For Turner Sports, it makes sense to use more cost-effective methods like IP to bring back signals from smaller collegiate events produced for NCAA.com.

“One of the things we are looking at is ways to use transport media — either Internet or other — to bring back multiple feeds,” said Rick Ackermans, director of engineering, Turner Entertainment Networks. “I have been a big proponent of some of the work being done within the Video Services Forum in trying to standardize JPEG. With some of the 1.5-gig circuits that are available, once we have interoperable JPEG, you can bring back six, seven, eight, nine, 10 cameras with ultra-low latency. At that point, you can get into a situation of truly calling and switching games from a central location. Latency from MPEG can be very problematic for sports, and that’s why I have high hopes for some of the JPEG standardization. Being able to bring feeds back with only a frame or two of latency can be a real game-changer.”

As for using the public Internet, that’s a different animal. The panelists agreed that, although they are not looking at it for primary contribution, it does have its place in the chain.

“It’s probably going to be more predominant in the future,” said Keith Goldberg, VP, broadcast operations, for Fox Networks Group. “It’s just not at that point yet where we’re thinking about transitioning anything.”

Chilson added that public Internet is an intriguing option for transporting signals for second screen and other digital productions.

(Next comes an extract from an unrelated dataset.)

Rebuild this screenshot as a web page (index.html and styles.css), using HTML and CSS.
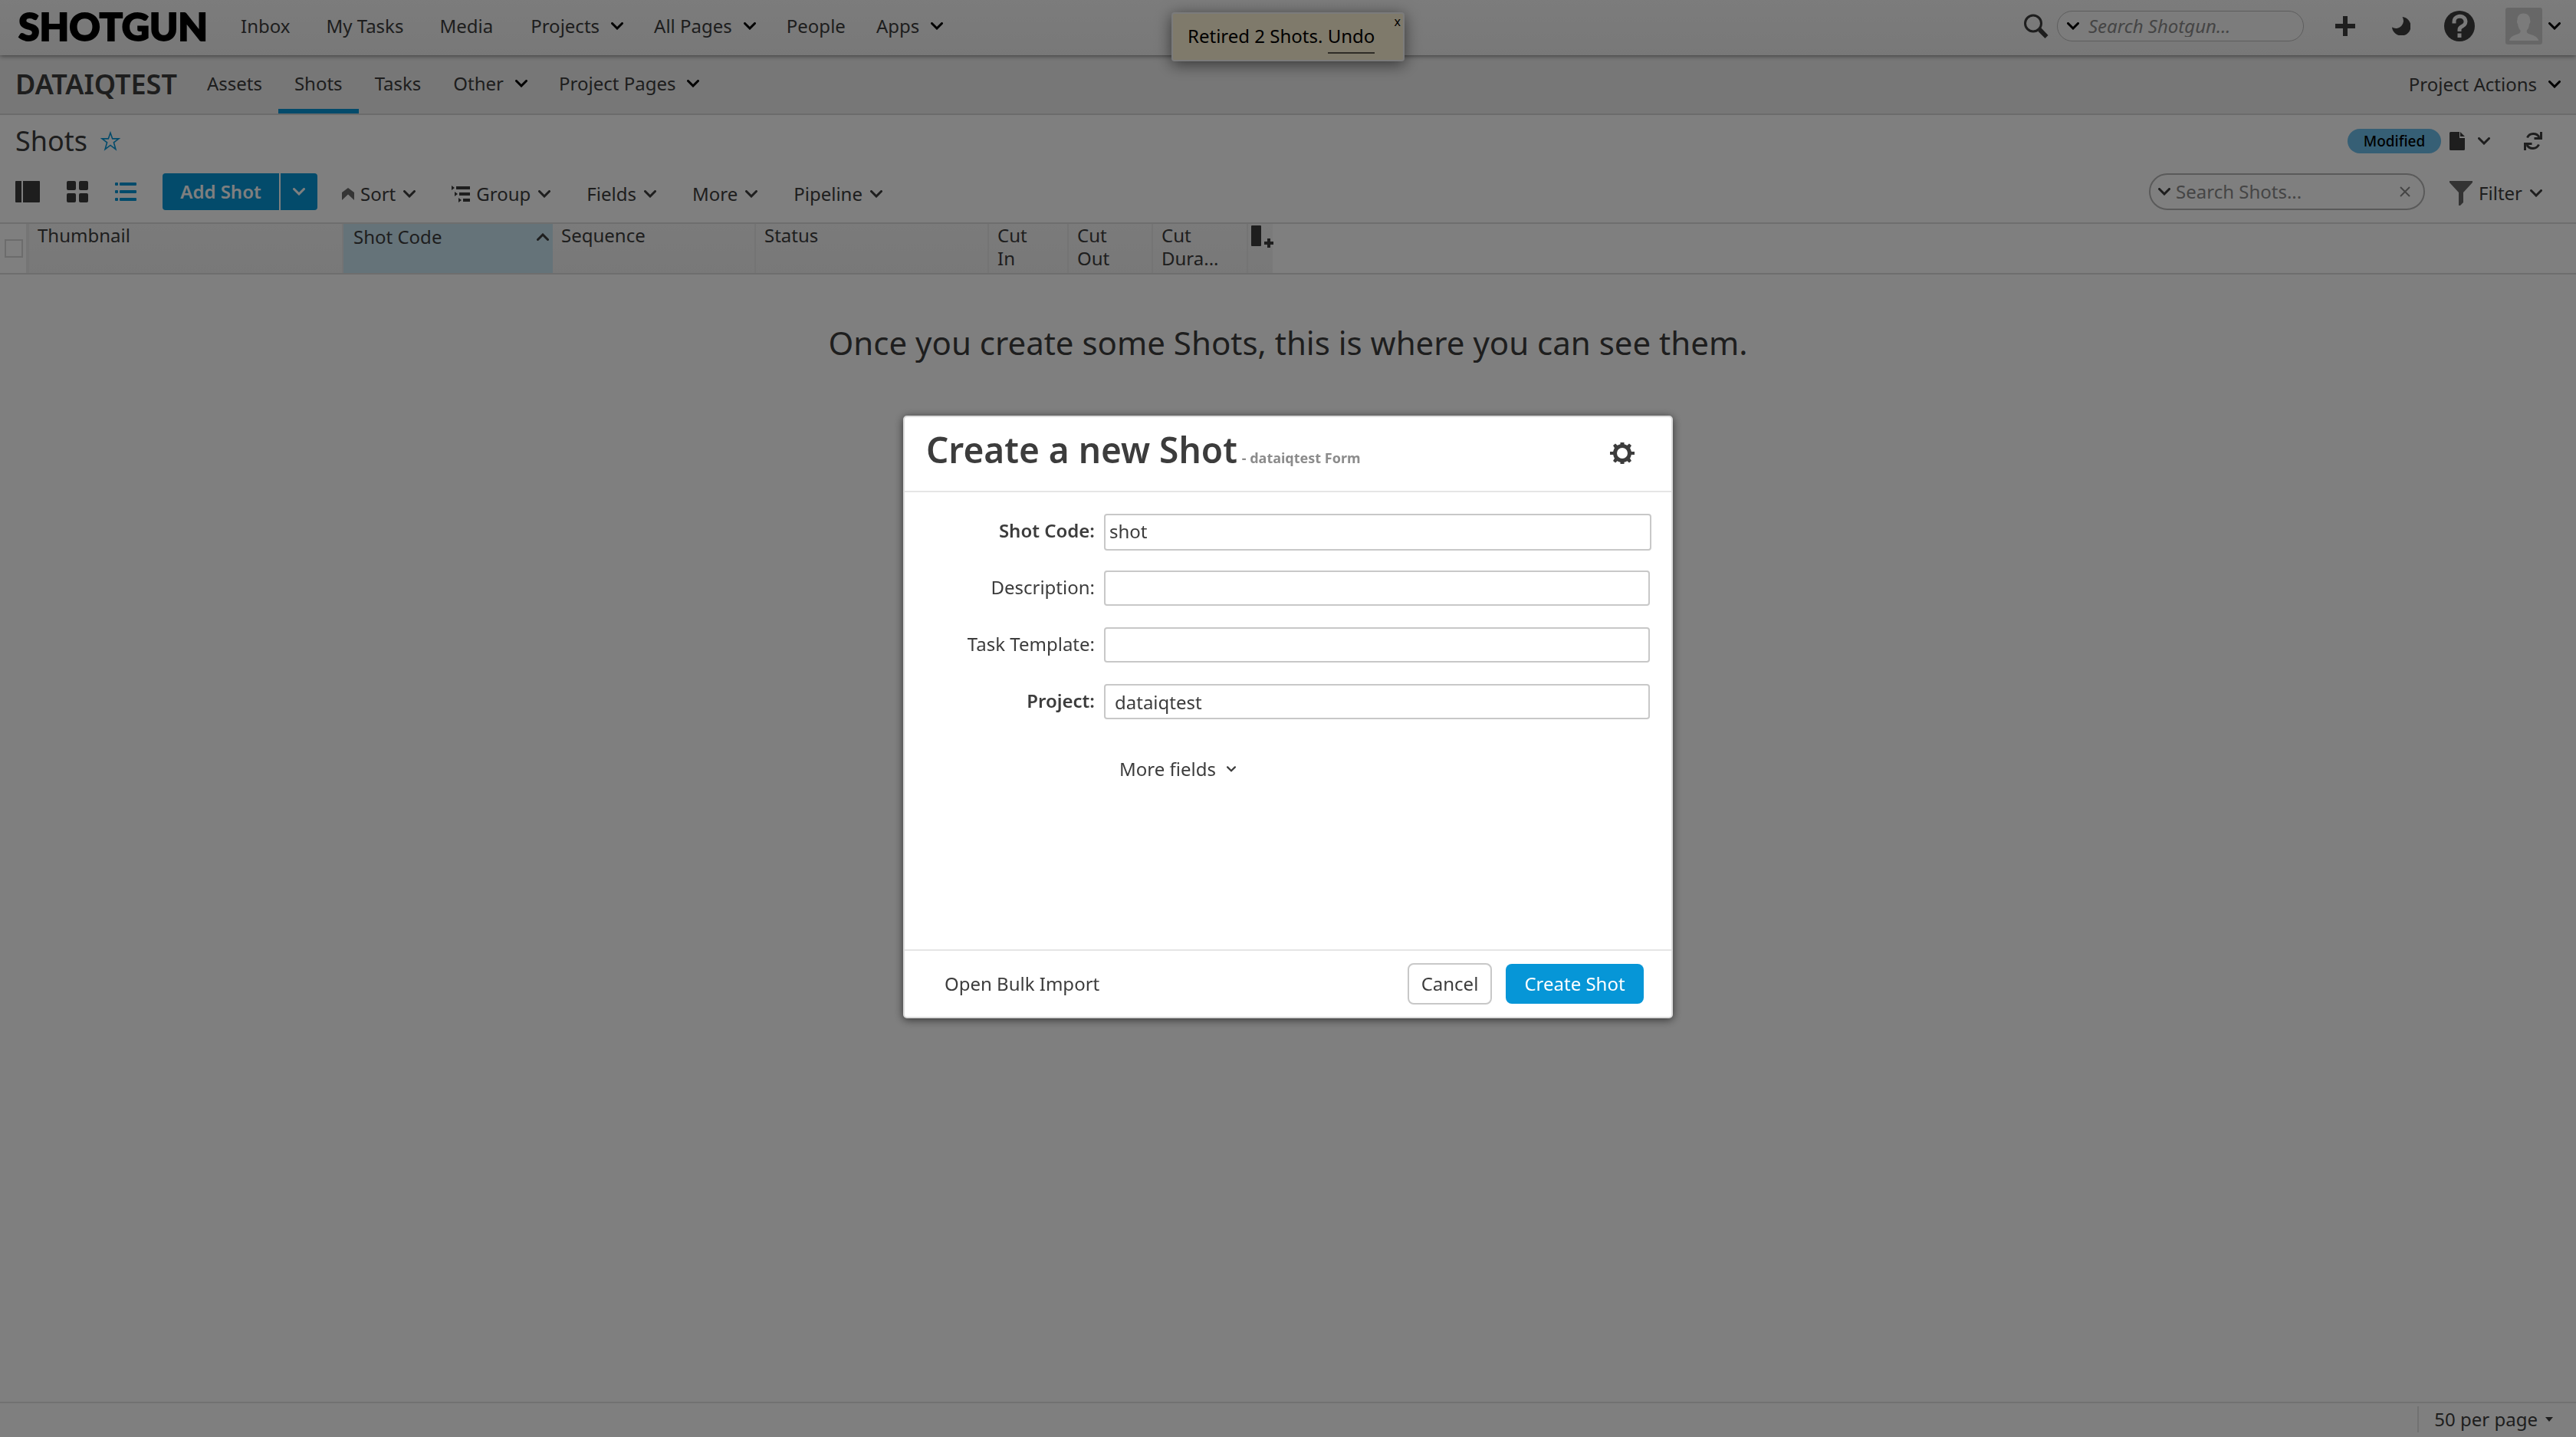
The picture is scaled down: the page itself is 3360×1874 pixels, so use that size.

“Each of us has interactive divisions that are chomping at the bit to get access to all of the content that’s at these sports venues, bring them back, and do other things with them,” he said. “At the present time at CBS, we’re still in that mindset that each line back, whether it’s a single camera fixed or moving, deserves that same treatment as if it as the main game feed. We’re trying to break away from that culture and develop a packet of, say, seven or 10 channels that are streamed back to some sort of interactive position and let them feed the CDN and treat it with the care its budget warrants.”